-
Notifications
You must be signed in to change notification settings - Fork 1
Description
Issue:
The access patterns for TreeOfLife image data have evolved toward high-frequency random access, exposing a key performance limitation of the current pure Parquet design. Storage costs are also high. Together, these motivate a search for more performant formats.
Solution:
Storing the images in HDF5 groups has proven to be advantageous over pure Parquet by enabling fast random access that does not rely on more memory utilization than needed for the image(s) of interest. Image metadata is stored alongside .h5 files in query-optimized Parquet files, resulting in a hybrid format.

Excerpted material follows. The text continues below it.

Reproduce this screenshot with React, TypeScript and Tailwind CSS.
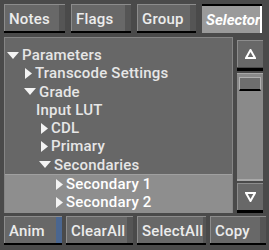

Furthermore, WebP has shown to be an ideal image format that dramatically reduces disk utilization while remaining lossless with fast decoding performance. This was determined from a comparison among JPG, PNG, AVIF (min/max effort), WebP (min/max effort), and JXL.
Support:
The tests covered:
- Disk utilization for lossless (where possible) formats of 10k sampled images.
- Throughput (wall time to randomly access and decode 1, 10, 100, 1k, and 10k individual images by UUID from the 10k set, N=3).
- Technical complexity / library support.
From the tests, the following were determined:
- Parquet bytes are inefficient for storage and slow for random access. Identical wall time for 1 and 10k images, and even bulk access was worse than other formats.
- AVIF is superb with storage and throughput, but more technically complicated to support for bit-perfect hashing, which is needed for data validation and duplicate management.
- JPG has great performance, but not lossless.
- JXL has superb performance but lags in library support.
- PNG has good throughput but heavy files.
- WebP has excellent storage performance and decent throughput.
Taken together, encoding images as WebP for random access in HDF5 files with metadata querying supported by accompanying Parquet files appears to be an ideal hybrid format for the current use case requirements.
Required action:
A tool should be added to the toolbox that can convert Parquet bytes into the hybrid HDF5(WebP)-Parquet(metadata) format.